-- TASK --
Drop the images; return everything else in the listing below exactly.

-- MATERIAL PROVIDED --

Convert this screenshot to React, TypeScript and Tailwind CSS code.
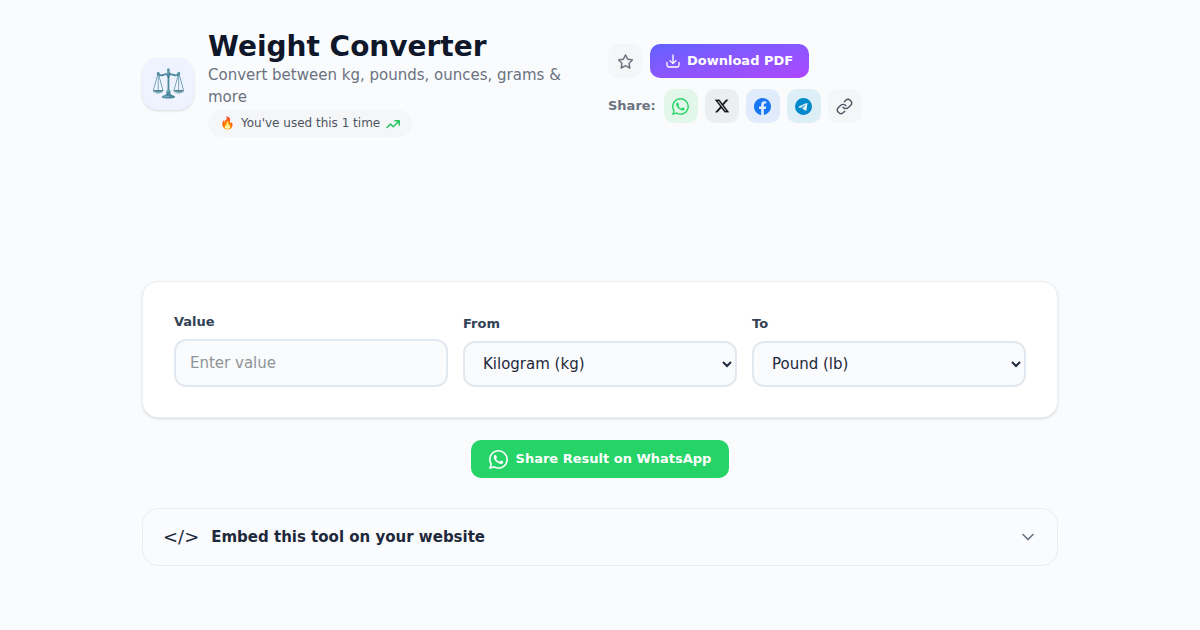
import { useState } from 'react'
import { BsStar, BsWhatsapp, BsTwitterX, BsFacebook, BsTelegram } from 'react-icons/bs'
import { FiLink, FiChevronDown } from 'react-icons/fi'

const UNITS = [
  { value: 'kg', label: 'Kilogram (kg)' },
  { value: 'lb', label: 'Pound (lb)' },
  { value: 'oz', label: 'Ounce (oz)' },
  { value: 'g', label: 'Gram (g)' },
]

const SHARE_LINKS = [
  { name: 'WhatsApp', icon: <BsWhatsapp size={17} />, className: 'bg-[#e2f7ea] text-[#25d366]' },
  { name: 'X', icon: <BsTwitterX size={14} strokeWidth={0.3} />, className: 'bg-[#edeef1] text-[#0f1419]' },
  { name: 'Facebook', icon: <BsFacebook size={17} />, className: 'bg-[#e0ebfb] text-[#1877f2]' },
  { name: 'Telegram', icon: <BsTelegram size={17} />, className: 'bg-[#dceef6] text-[#0088cc]' },
]

function DownloadIcon() {
  return (
    <svg width="14" height="14" viewBox="0 0 14 14" fill="none" stroke="currentColor" strokeWidth="1.3" strokeLinecap="round" strokeLinejoin="round">
      <path d="M1 8.5v2.7A1.8 1.8 0 0 0 2.8 13h8.4A1.8 1.8 0 0 0 13 11.2V8.5M7 1v8.5M4 6.6l3 3 3-3" />
    </svg>
  )
}

function TrendIcon() {
  return (
    <svg width="14" height="14" viewBox="0 0 14 14" fill="none" stroke="currentColor" strokeWidth="1.5" strokeLinecap="round" strokeLinejoin="round">
      <path d="M1 10.5 4.5 7l2.8 2.8L13 4M9 3.7h4.2v4.2" />
    </svg>
  )
}

interface UnitSelectProps {
  id: string
  label: string
  value: string
  onChange: (value: string) => void
}

function UnitSelect({ id, label, value, onChange }: UnitSelectProps) {
  return (
    <div className="flex flex-col gap-2">
      <label htmlFor={id} className="text-[13px] leading-[18px] font-semibold text-[#334155]">
        {label}
      </label>
      <select
        id={id}
        value={value}
        onChange={(e) => onChange(e.target.value)}
        className="h-[46px] w-full rounded-xl border-2 border-[#e2e8f0] bg-[#fafbfd] px-[14px] text-[15px] text-[#1e293b]"
      >
        {UNITS.map((u) => (
          <option key={u.value} value={u.value}>
            {u.label}
          </option>
        ))}
      </select>
    </div>
  )
}

export default function App() {
  const [amount, setAmount] = useState('')
  const [from, setFrom] = useState('kg')
  const [to, setTo] = useState('lb')
  const [embedOpen, setEmbedOpen] = useState(false)

  return (
    <div className="min-h-screen bg-[#fafbfd] px-5 pt-[30px] pb-16 font-['DejaVu_Sans',sans-serif]">
      <main className="mx-auto max-w-[916px]">
        <header className="grid grid-cols-2 items-center gap-4">
          {/* Title block */}
          <div className="flex items-center gap-[14px]">
            <div className="flex size-[52px] shrink-0 items-center justify-center rounded-2xl bg-[#eef3ff] text-[28px] leading-none shadow-sm">
              ⚖️
            </div>
            <div>
              <h1 className="text-[28px] leading-[34px] font-bold text-[#0f172a]">Weight Converter</h1>
              <p className="text-[15px] leading-[22px] text-[#6b7280]">
                Convert between kg, pounds, ounces, grams &amp; more
              </p>
              <div className="mt-[2px] flex w-fit items-center gap-[6px] rounded-full bg-[#f5f6f8] px-3 py-1 text-xs leading-[19px] text-[#4b5563]">
                <span>🔥</span>
                <span>You've used this 1 time</span>
                <span className="text-[#22c55e]">
                  <TrendIcon />
                </span>
              </div>
            </div>
          </div>

          {/* Actions */}
          <div className="flex flex-col gap-[11px]">
            <div className="flex items-center gap-2">
              <button aria-label="Add to favourites" className="flex size-[34px] items-center justify-center rounded-[10px] bg-[#f5f6f8] text-[#5f6672]">
                <BsStar size={15} strokeWidth={0.4} />
              </button>
              <button className="flex h-[34px] items-center gap-[7px] rounded-[10px] bg-linear-to-br from-[#6160ff] to-[#ad46ff] px-4 text-[13px] font-semibold text-white">
                <DownloadIcon />
                Download PDF
              </button>
            </div>
            <div className="flex items-center gap-[7px]">
              <span className="mr-px text-[13px] font-semibold text-[#6b7280]">Share:</span>
              {SHARE_LINKS.map((s) => (
                <a key={s.name} href="#" aria-label={s.name} className={`flex size-[34px] items-center justify-center rounded-[10px] ${s.className}`}>
                  {s.icon}
                </a>
              ))}
              <button aria-label="Copy link" className="flex size-[34px] items-center justify-center rounded-[10px] bg-[#f5f6f8] text-[#4b5563]">
                <FiLink size={17} />
              </button>
            </div>
          </div>
        </header>

        <section className="mt-36 grid grid-cols-3 items-end gap-[15px] rounded-2xl border border-[#edf0f4] bg-white px-[31px] pt-[31px] pb-[30px] shadow-sm">
          <div className="flex flex-col gap-2">
            <label htmlFor="amount" className="text-[13px] leading-[18px] font-semibold text-[#334155]">
              Value
            </label>
            <input
              id="amount"
              type="number"
              placeholder="Enter value"
              value={amount}
              onChange={(e) => setAmount(e.target.value)}
              className="h-12 w-full rounded-xl border-2 border-[#e2e8f0] bg-[#fafbfd] px-[14px] text-[15px] text-[#1e293b] placeholder:text-[#8e9499]"
            />
          </div>
          <UnitSelect id="from" label="From" value={from} onChange={setFrom} />
          <UnitSelect id="to" label="To" value={to} onChange={setTo} />
        </section>

        <div className="mt-[22px] flex justify-center">
          <button className="flex h-[38px] items-center gap-2 rounded-[10px] bg-[#25d366] px-[18px] text-[13px] font-semibold text-white">
            <BsWhatsapp size={19} />
            Share Result on WhatsApp
          </button>
        </div>

        <section className="mt-[30px] rounded-2xl border border-[#e9ecf1]">
          <button
            onClick={() => setEmbedOpen(!embedOpen)}
            aria-expanded={embedOpen}
            className="flex h-14 w-full items-center gap-3 pr-[19px] pl-5 text-[15px] font-semibold text-[#1e293b]"
          >
            <span className="text-lg font-normal">&lt;/&gt;</span>
            <span>Embed this tool on your website</span>
            <FiChevronDown size={20} className="ml-auto text-[#6b7280]" />
          </button>
        </section>
      </main>
    </div>
  )
}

-- RESULT --
Convert this screenshot to React, TypeScript and Tailwind CSS code.
import { useState } from 'react'
import { BsStar, BsWhatsapp, BsTwitterX, BsFacebook, BsTelegram } from 'react-icons/bs'
import { FiLink, FiChevronDown } from 'react-icons/fi'

const UNITS = [
  { value: 'kg', label: 'Kilogram (kg)' },
  { value: 'lb', label: 'Pound (lb)' },
  { value: 'oz', label: 'Ounce (oz)' },
  { value: 'g', label: 'Gram (g)' },
]

const SHARE_LINKS = [
  { name: 'WhatsApp', icon: <BsWhatsapp size={17} />, className: 'bg-[#e2f7ea] text-[#25d366]' },
  { name: 'X', icon: <BsTwitterX size={14} strokeWidth={0.3} />, className: 'bg-[#edeef1] text-[#0f1419]' },
  { name: 'Facebook', icon: <BsFacebook size={17} />, className: 'bg-[#e0ebfb] text-[#1877f2]' },
  { name: 'Telegram', icon: <BsTelegram size={17} />, className: 'bg-[#dceef6] text-[#0088cc]' },
]

function DownloadIcon() {
  return (
    <svg width="14" height="14" viewBox="0 0 14 14" fill="none" stroke="currentColor" strokeWidth="1.3" strokeLinecap="round" strokeLinejoin="round">
      <path d="M1 8.5v2.7A1.8 1.8 0 0 0 2.8 13h8.4A1.8 1.8 0 0 0 13 11.2V8.5M7 1v8.5M4 6.6l3 3 3-3" />
    </svg>
  )
}

function TrendIcon() {
  return (
    <svg width="14" height="14" viewBox="0 0 14 14" fill="none" stroke="currentColor" strokeWidth="1.5" strokeLinecap="round" strokeLinejoin="round">
      <path d="M1 10.5 4.5 7l2.8 2.8L13 4M9 3.7h4.2v4.2" />
    </svg>
  )
}

interface UnitSelectProps {
  id: string
  label: string
  value: string
  onChange: (value: string) => void
}

function UnitSelect({ id, label, value, onChange }: UnitSelectProps) {
  return (
    <div className="flex flex-col gap-2">
      <label htmlFor={id} className="text-[13px] leading-[18px] font-semibold text-[#334155]">
        {label}
      </label>
      <select
        id={id}
        value={value}
        onChange={(e) => onChange(e.target.value)}
        className="h-[46px] w-full rounded-xl border-2 border-[#e2e8f0] bg-[#fafbfd] px-[14px] text-[15px] text-[#1e293b]"
      >
        {UNITS.map((u) => (
          <option key={u.value} value={u.value}>
            {u.label}
          </option>
        ))}
      </select>
    </div>
  )
}

export default function App() {
  const [amount, setAmount] = useState('')
  const [from, setFrom] = useState('kg')
  const [to, setTo] = useState('lb')
  const [embedOpen, setEmbedOpen] = useState(false)

  return (
    <div className="min-h-screen bg-[#fafbfd] px-5 pt-[30px] pb-16 font-['DejaVu_Sans',sans-serif]">
      <main className="mx-auto max-w-[916px]">
        <header className="grid grid-cols-2 items-center gap-4">
          {/* Title block */}
          <div className="flex items-center gap-[14px]">
            <div className="flex size-[52px] shrink-0 items-center justify-center rounded-2xl bg-[#eef3ff] text-[28px] leading-none shadow-sm">
              ⚖️
            </div>
            <div>
              <h1 className="text-[28px] leading-[34px] font-bold text-[#0f172a]">Weight Converter</h1>
              <p className="text-[15px] leading-[22px] text-[#6b7280]">
                Convert between kg, pounds, ounces, grams &amp; more
              </p>
              <div className="mt-[2px] flex w-fit items-center gap-[6px] rounded-full bg-[#f5f6f8] px-3 py-1 text-xs leading-[19px] text-[#4b5563]">
                <span>🔥</span>
                <span>You've used this 1 time</span>
                <span className="text-[#22c55e]">
                  <TrendIcon />
                </span>
              </div>
            </div>
          </div>

          {/* Actions */}
          <div className="flex flex-col gap-[11px]">
            <div className="flex items-center gap-2">
              <button aria-label="Add to favourites" className="flex size-[34px] items-center justify-center rounded-[10px] bg-[#f5f6f8] text-[#5f6672]">
                <BsStar size={15} strokeWidth={0.4} />
              </button>
              <button className="flex h-[34px] items-center gap-[7px] rounded-[10px] bg-linear-to-br from-[#6160ff] to-[#ad46ff] px-4 text-[13px] font-semibold text-white">
                <DownloadIcon />
                Download PDF
              </button>
            </div>
            <div className="flex items-center gap-[7px]">
              <span className="mr-px text-[13px] font-semibold text-[#6b7280]">Share:</span>
              {SHARE_LINKS.map((s) => (
                <a key={s.name} href="#" aria-label={s.name} className={`flex size-[34px] items-center justify-center rounded-[10px] ${s.className}`}>
                  {s.icon}
                </a>
              ))}
              <button aria-label="Copy link" className="flex size-[34px] items-center justify-center rounded-[10px] bg-[#f5f6f8] text-[#4b5563]">
                <FiLink size={17} />
              </button>
            </div>
          </div>
        </header>

        <section className="mt-36 grid grid-cols-3 items-end gap-[15px] rounded-2xl border border-[#edf0f4] bg-white px-[31px] pt-[31px] pb-[30px] shadow-sm">
          <div className="flex flex-col gap-2">
            <label htmlFor="amount" className="text-[13px] leading-[18px] font-semibold text-[#334155]">
              Value
            </label>
            <input
              id="amount"
              type="number"
              placeholder="Enter value"
              value={amount}
              onChange={(e) => setAmount(e.target.value)}
              className="h-12 w-full rounded-xl border-2 border-[#e2e8f0] bg-[#fafbfd] px-[14px] text-[15px] text-[#1e293b] placeholder:text-[#8e9499]"
            />
          </div>
          <UnitSelect id="from" label="From" value={from} onChange={setFrom} />
          <UnitSelect id="to" label="To" value={to} onChange={setTo} />
        </section>

        <div className="mt-[22px] flex justify-center">
          <button className="flex h-[38px] items-center gap-2 rounded-[10px] bg-[#25d366] px-[18px] text-[13px] font-semibold text-white">
            <BsWhatsapp size={19} />
            Share Result on WhatsApp
          </button>
        </div>

        <section className="mt-[30px] rounded-2xl border border-[#e9ecf1]">
          <button
            onClick={() => setEmbedOpen(!embedOpen)}
            aria-expanded={embedOpen}
            className="flex h-14 w-full items-center gap-3 pr-[19px] pl-5 text-[15px] font-semibold text-[#1e293b]"
          >
            <span className="text-lg font-normal">&lt;/&gt;</span>
            <span>Embed this tool on your website</span>
            <FiChevronDown size={20} className="ml-auto text-[#6b7280]" />
          </button>
        </section>
      </main>
    </div>
  )
}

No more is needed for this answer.